How to Make Chicken and Barley Soup in the Instant Pot
It’s easier than you think to make this comforting soup!
Ingredients You’ll Need:
- Boneless chicken breast
- Chicken broth
- Pearl barley
- Bay leaf
- Black pepper
- Garlic powder
- Ground thyme
- Ground sage
- Better than Bouillon chicken bouillon (optional)
How to Make It:
(Full printable recipe is available below)
Combine ingredients. First, you’ll add the veggies, chicken, broth, barley, and seasonings together in the Instant Pot.
Pressure cook. Next, you’ll select a cook time of 15 minutes at high pressure.
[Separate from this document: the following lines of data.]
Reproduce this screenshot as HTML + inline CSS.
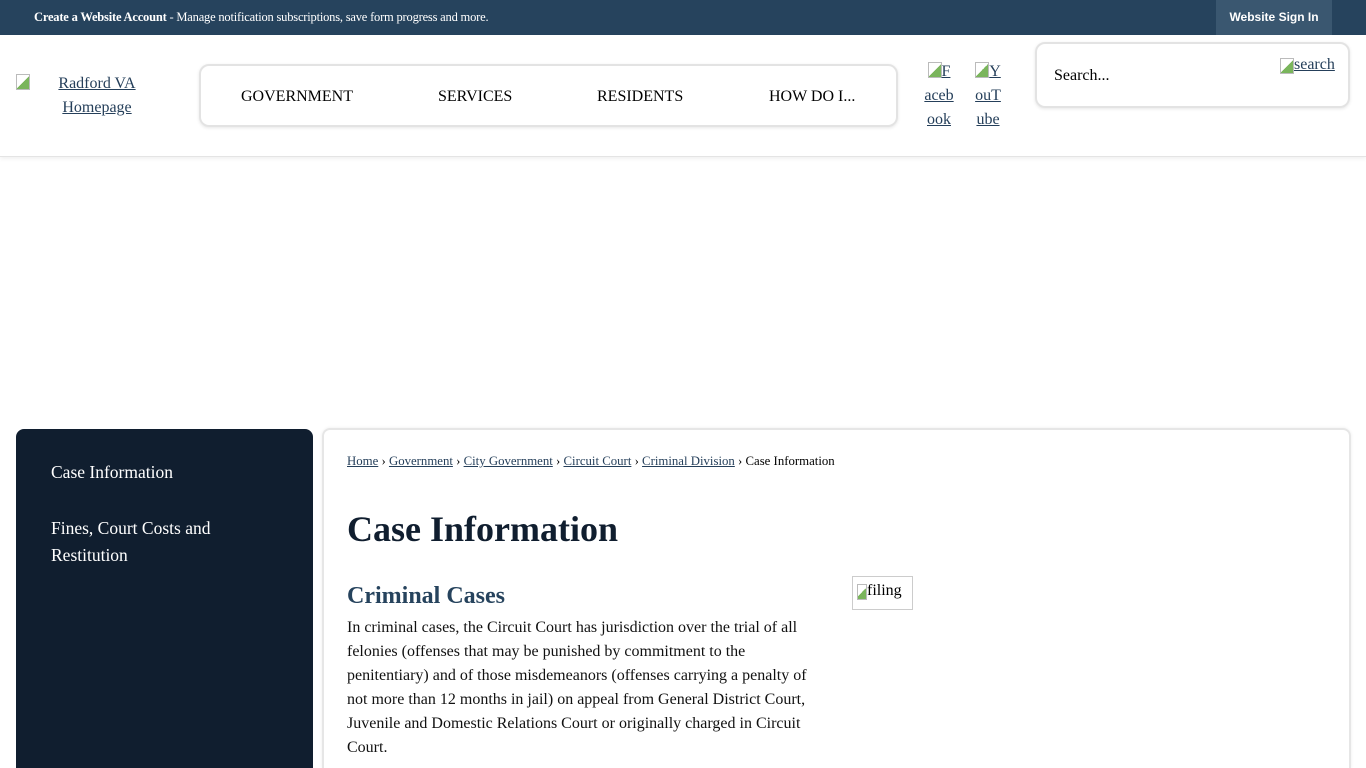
<!DOCTYPE html>
<html style="width:1366px;height:768px;overflow:hidden"><head><meta charset="utf-8"><style>
*{box-sizing:border-box;margin:0;padding:0}
body{width:1366px;height:768px;overflow:hidden;background:#fff;font-family:"Liberation Serif",serif;color:#000;position:relative}
a{color:#253f5a;text-decoration:underline}
.top{position:absolute;left:0;top:0;width:1366px;height:35px;background:#26435d;color:#fff;font-size:12.5px}
.top .msg{position:absolute;left:34px;top:10px;letter-spacing:-0.2px;white-space:nowrap}
.top .sign{position:absolute;left:1216px;top:0;width:116px;height:35px;background:#3a5770;font-family:"Liberation Sans",sans-serif;font-weight:bold;font-size:12px;text-align:center;line-height:35px}
.hdr{position:absolute;left:0;top:35px;width:1366px;height:122px;border-bottom:1px solid #e4e4e4;box-shadow:0 2px 4px rgba(0,0,0,.06)}
.logo{position:absolute;left:16px;top:72px;width:162px;text-align:center;font-size:16px;line-height:24px}
.bi{display:inline-block;width:14px;height:16px;border:1px solid #bbb;background:linear-gradient(135deg,#fff 50%,#7ab55c 50%);vertical-align:top;margin-top:2px}
.nav{position:absolute;left:199px;top:64px;width:699px;height:63px;border:2px solid #e3e3e3;border-radius:10px;box-shadow:0 1px 3px rgba(0,0,0,.1);font-size:16px}
.nav span{position:absolute;top:22px}
.soc{position:absolute;top:60px;width:34px;font-size:16px;line-height:24px;text-align:center}
.search{position:absolute;left:1035px;top:42px;width:315px;height:66px;border:2px solid #e3e3e3;border-radius:10px;box-shadow:0 1px 3px rgba(0,0,0,.1);font-size:16px}
.side{position:absolute;left:16px;top:429px;width:297px;height:339px;background:#101e2f;border-radius:8px 8px 0 0;color:#fff;font-size:17.5px;line-height:27px}
.main{position:absolute;left:322px;top:428px;width:1029px;height:340px;border:2px solid #e6e6e6;border-bottom:none;border-radius:8px 8px 0 0;box-shadow:0 0 3px rgba(0,0,0,.08)}
.bc{position:absolute;left:347px;top:454px;font-size:12.8px;white-space:nowrap}
h1{position:absolute;left:347px;top:508px;font-size:36px;color:#101e2f;font-weight:bold}
h2{position:absolute;left:347px;top:583px;font-size:24px;color:#26435d;font-weight:bold}
.p{position:absolute;left:347px;top:616px;font-size:16px;line-height:24px;color:#111;white-space:nowrap}
.fil{position:absolute;left:852px;top:576px;width:61px;height:34px;border:1px solid #ccc;font-size:16px;padding:5px 0 0 4px}
</style></head><body>
<div class="top"><div class="msg"><b>Create a Website Account</b> - Manage notification subscriptions, save form progress and more.</div><div class="sign">Website Sign In</div></div>
<div class="hdr"></div>
<div class="logo"><span class="bi" style="position:absolute;left:0;top:0"></span><a href="#">Radford VA<br>Homepage</a></div>
<div class="nav"><span style="left:40px">GOVERNMENT</span><span style="left:237px">SERVICES</span><span style="left:396px">RESIDENTS</span><span style="left:568px">HOW DO I...</span></div>
<div class="soc" style="left:922px"><span class="bi"></span><a href="#">F<br>aceb<br>ook</a></div>
<div class="soc" style="left:971px"><span class="bi"></span><a href="#">Y<br>ouT<br>ube</a></div>
<div class="search"><span style="position:absolute;left:17px;top:23px">Search...</span><span style="position:absolute;left:243px;top:12px"><span class="bi"></span><a href="#">search</a></span></div>
<div class="side"><div style="position:absolute;left:35px;top:30px">Case Information</div><div style="position:absolute;left:35px;top:86px;width:220px">Fines, Court Costs and Restitution</div></div>
<div class="main"></div>
<div class="bc"><a href="#">Home</a> › <a href="#">Government</a> › <a href="#">City Government</a> › <a href="#">Circuit Court</a> › <a href="#">Criminal Division</a> › Case Information</div>
<h1>Case Information</h1>
<h2>Criminal Cases</h2>
<div class="p">In criminal cases, the Circuit Court has jurisdiction over the trial of all<br>felonies (offenses that may be punished by commitment to the<br>penitentiary) and of those misdemeanors (offenses carrying a penalty of<br>not more than 12 months in jail) on appeal from General District Court,<br>Juvenile and Domestic Relations Court or originally charged in Circuit<br>Court.</div>
<div class="fil"><span class="bi" style="width:10px"></span>filing</div>
</body></html>
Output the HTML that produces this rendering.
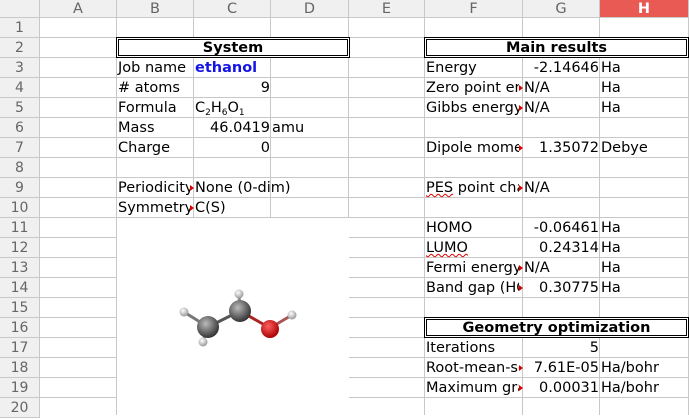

When the cook time is complete, allow a natural release of pressure.
Stir and serve. Last, you’ll carefully open the lid once the pressure has released. Shred the chicken, remove the bay leaf, then return the chicken to the pot.
Stir, add salt and pepper to taste, and serve! Easy peasy!
Notes and Adaptations:
- Feel free to add different vegetables if desired. You could add in green beans, peas, corn or whatever you desire.
- Using Better than Bouillon is optional, though I find it adds good flavor. If you choose not to use it, you may need to add some salt to taste.
- Instant Pot pressure cooker (I have the DUO60 model, which I love)
- 1 lb boneless skinless chicken breasts
- 1 cup sliced carrots
- 1 cup diced onion
- 1 cup sliced celery
- 5 cups chicken broth
- 3/4 cup pearl barley
- 1 bay leaf, broken
- 1/4 tsp black pepper
- 1 tsp garlic powder
- 1/4 tsp ground thyme
- 1/8 tsp ground sage
- 1 tsp Better than Bouillon chicken bouillon (optional)
- Add all ingredients to the insert pot of the Instant Pot.
- Close lid and set the vent to the sealed position. Select a cook time of 15 minutes at high pressure.
- After the cook time is complete, allow a natural release of pressure. Once the pressure has released and the valve has dropped, carefully remove the lid.
- Shred the chicken and return to the broth. Remove the bay leaf.
- Add salt and pepper to taste, then serve!
- Feel free to add more or different veggies if desired, such as green beans, corn, peas, etc.
- I recommend using Better than Bouillon, because it adds more flavor. However, if you don't have Better than Bouillon handy, you can use a bouillon cube or crystals, or add more salt.